Search the data for the word "this" and copy every line where it occurs.

- [Dataset section]
☆ ☆ ☆ ☆
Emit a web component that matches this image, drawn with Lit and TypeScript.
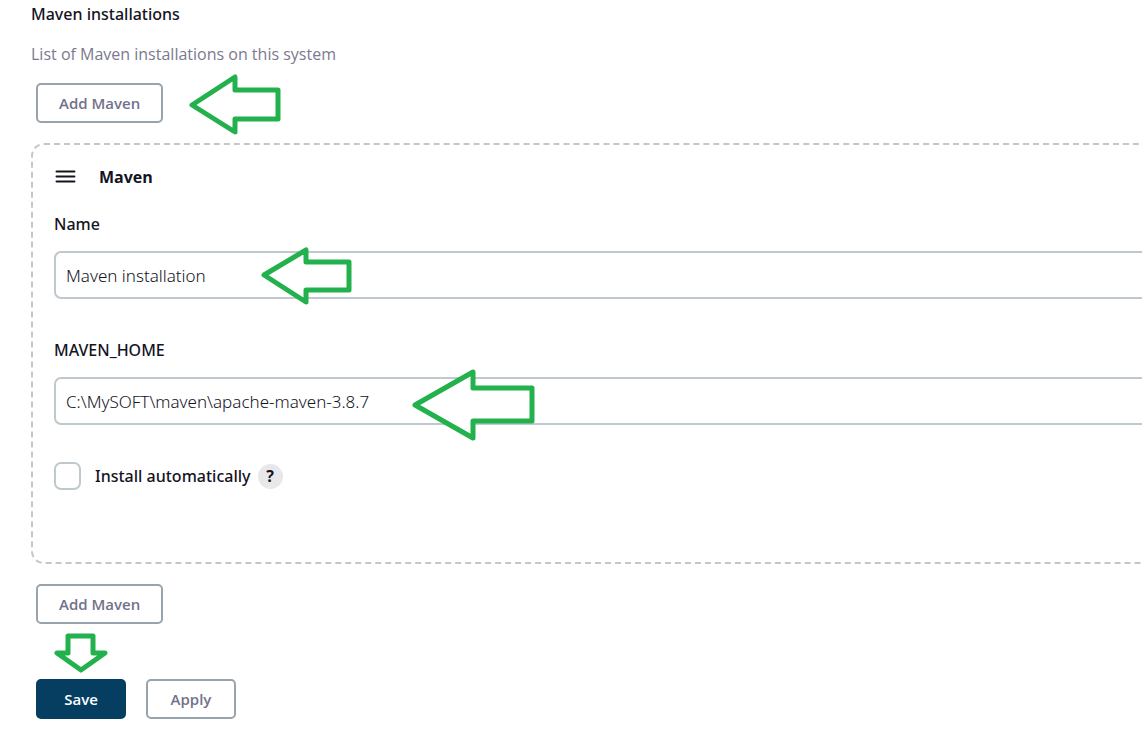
import { LitElement, html, svg, css } from "lit";
import { customElement, property } from "lit/decorators.js";

@customElement("callout-arrow")
class CalloutArrow extends LitElement {
  @property() points = "";
  @property({ type: Number }) w = 0;
  @property({ type: Number }) h = 0;

  static styles = css`
    :host {
      display: block;
      pointer-events: none;
    }
    svg {
      display: block;
    }
    polygon {
      fill: #fff;
      stroke: #22b14c;
      stroke-width: 5;
      stroke-linejoin: round;
    }
  `;

  render() {
    return html`<svg width=${this.w} height=${this.h} viewBox="0 0 ${this.w} ${this.h}" aria-hidden="true">
      ${svg`<polygon points=${this.points}></polygon>`}
    </svg>`;
  }
}

@customElement("app-root")
class AppRoot extends LitElement {
  static styles = css`
    :host {
      display: block;
      overflow: hidden;
      background: #fff;
      color: #14141f;
      font-family: "Segoe UI", "Noto Sans", "Open Sans", sans-serif;
      font-size: 16px;
      line-height: 24px;
    }
    * {
      box-sizing: border-box;
    }
    main {
      padding: 2px 0 32px 31px;
    }
    h1,
    h2,
    p {
      margin: 0;
      font-size: 16px;
    }
    h1 {
      font-weight: 500;
    }
    h2 {
      font-family: "Segoe UI", "Open Sans", sans-serif;
      font-weight: 700;
    }
    .description {
      margin-top: 16px;
      color: #7b798f;
      font-family: "Segoe UI", "Open Sans", sans-serif;
    }
    .row {
      position: relative;
      display: flex;
      gap: 20px;
      padding-left: 5px;
    }
    .row.add {
      margin-top: 17px;
    }
    .row.again {
      margin-top: 20px;
    }
    .row.actions {
      margin-top: 55px;
    }
    button {
      font: 600 15px/20px "Segoe UI", "Open Sans", "Noto Sans", sans-serif;
      height: 40px;
      min-width: 90px;
      padding: 0 21px;
      border: 2px solid #98a4ad;
      border-radius: 5px;
      background: #fff;
      color: #73718a;
    }
    button.primary {
      border-color: #063e61;
      background: #063e61;
      color: #fff;
    }
    .panel {
      margin-top: 20px;
      padding: 20px 0 72px 21px;
      border: 2px dashed #c3c7ca;
      border-right: 0;
      border-radius: 13px 0 0 13px;
    }
    .panel header {
      display: flex;
      align-items: center;
      gap: 23px;
    }
    .handle {
      display: block;
    }
    .field {
      position: relative;
      margin-top: 23px;
    }
    .field + .field {
      margin-top: 39px;
    }
    .field label {
      display: block;
      font-weight: 500;
    }
    .field input {
      display: block;
      width: 100%;
      height: 48px;
      margin: 15px 0 0;
      padding: 0 10px;
      border: 2px solid #bfc8cd;
      border-right: 0;
      border-radius: 7px 0 0 7px;
      background: #fff;
      color: #14141f;
      font: 300 17px/24px "Segoe UI", "Noto Sans", "Open Sans", sans-serif;
      outline: none;
    }
    .check {
      display: flex;
      align-items: center;
      margin-top: 37px;
    }
    .check input {
      appearance: none;
      width: 27px;
      height: 28px;
      margin: 0 14px 0 0;
      border: 2px solid #bfc8cd;
      border-radius: 7px;
      background: #fff;
    }
    .check label {
      font-weight: 500;
    }
    .help {
      display: grid;
      place-items: center;
      width: 25px;
      height: 25px;
      margin-left: 7px;
      border-radius: 50%;
      background: #e8e8ea;
      color: #14141f;
      font-size: 16px;
      font-weight: 700;
      line-height: 20px;
      text-decoration: none;
    }
    callout-arrow {
      position: absolute;
    }
    .at-add {
      left: 157px;
      top: -10px;
    }
    .at-name {
      left: 206px;
      top: 34px;
    }
    .at-home {
      left: 358px;
      top: 30px;
    }
    .at-save {
      left: 22px;
      top: -47px;
    }
  `;

  render() {
    return html`
      <main>
        <h1>Maven installations</h1>
        <p class="description">List of Maven installations on this system</p>
        <div class="row add">
          <button type="button">Add Maven</button>
          <callout-arrow class="at-add" w="94" h="63"
            points="4,32 47,4 47,17 90,17 90,46 47,46 47,59"></callout-arrow>
        </div>

        <section class="panel">
          <header>
            <svg class="handle" width="22" height="14" viewBox="0 0 22 14" aria-hidden="true">
              <path d="M2.5 1.5h18M2.5 6.5h18M2.5 11.5h18" stroke="#14141f" stroke-width="1.9" stroke-linecap="round" />
            </svg>
            <h2>Maven</h2>
          </header>
          <div class="field">
            <label for="name">Name</label>
            <input id="name" type="text" value="Maven installation" />
            <callout-arrow class="at-name" w="94" h="60"
              points="4,29 46,4 46,16 89,16 89,44 46,44 46,56"></callout-arrow>
          </div>
          <div class="field">
            <label for="home">MAVEN_HOME</label>
            <input id="home" type="text" value="C:\\MySOFT\\maven\\apache-maven-3.8.7" />
            <callout-arrow class="at-home" w="126" h="76"
              points="3,37 61,4 61,20 120,20 120,53 61,53 61,70"></callout-arrow>
          </div>
          <div class="check">
            <input id="auto" type="checkbox" />
            <label for="auto">Install automatically</label>
            <a class="help" href="#help" aria-label="Help for Install automatically">?</a>
          </div>
        </section>

        <div class="row again">
          <button type="button">Add Maven</button>
        </div>
        <div class="row actions">
          <button type="button" class="primary">Save</button>
          <button type="button">Apply</button>
          <callout-arrow class="at-save" w="56" h="42"
            points="15,4 40,4 40,21 52,21 28,38 4,21 15,21"></callout-arrow>
        </div>
      </main>
    `;
  }
}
☆ ☆ ☆ ☆
- [Completed task]
Emit a web component that matches this image, drawn with Lit and TypeScript.
    return html`<svg width=${this.w} height=${this.h} viewBox="0 0 ${this.w} ${this.h}" aria-hidden="true">
      ${svg`<polygon points=${this.points}></polygon>`}
        <p class="description">List of Maven installations on this system</p>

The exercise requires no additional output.